Here in Nigeria, the decided of cases on piercing the veil of incorporation have generally been based on fraud. Our courts have recognised that the veil of incorporation can be pierced where the justice of the case so requires, especially where there is impropriety or wrongdoing on the path of the alter ego of the company. This can be seen in the relatively recent Nigerian Supreme Court case of AKIN-WUNMI ALADE V. ALIC NIGERIA LTD [2010] 19 NWLR (Pt. 1226) 111 where Per Galadima J.S.C stated that:"The consequences of recognizing the separate personality of a company is to draw a veil of incorporation over the Company. One is therefore generally not entitled to go behind or lift this veil. However, since a statute will not be allowed to be used as an excuse to justify illegality or fraud it is a quest to avoid the normal consequences of the statute which may result in grave injustice that the Court as occasion de-mands have to look behind or pierce the corporate veil."

The "statute" referred to above is the Companies and Allied Matters Act in which Section 37 codifies the common law decision in Salomon v A Salomon. However, the point to note is that the element of fraud is a similar instance wherein the veil of incorporation can be lifted.
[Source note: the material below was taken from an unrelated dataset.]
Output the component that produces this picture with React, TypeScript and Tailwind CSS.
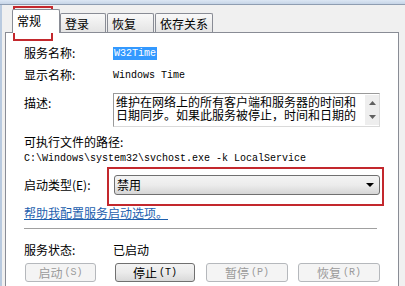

The law of trusts has been given judicial impetus in a number of cases. In KOTOYE V. SARAKI (1994) 7 NWLR (PT357) 414 the law of trusts was applied in a commercial dispute relating to the shares of a company. The decision of the Supreme Court in UGHUTEVBE V. SHONOWO (2004) 16 NWLR (PT.899) 300 show that the Courts desire to utilize the law of trusts to disputes brought before them.

In Conclusion

Contrary to what it might seem, the doctrine of separate legal personality has not be rendered obsolete by the decision in Prest v Petrodel neither has the principle of piercing the veil been widened beyond limits. What the court simply did was to utilize the law of trusts, based on the facts of the case, to provide a remedy for the appellant.

The case is interesting particularly as it might have important consequences on the law of trusts, family law and company law which the facts touch upon. However, it should be noted that the Court stated that whether assets legally owned by a company are beneficially owned by its controller is a highly fact specific issue. It will be interesting to see the principles applied by the UK Supreme Court in this case being applied by the Nigerian courts in similar situations.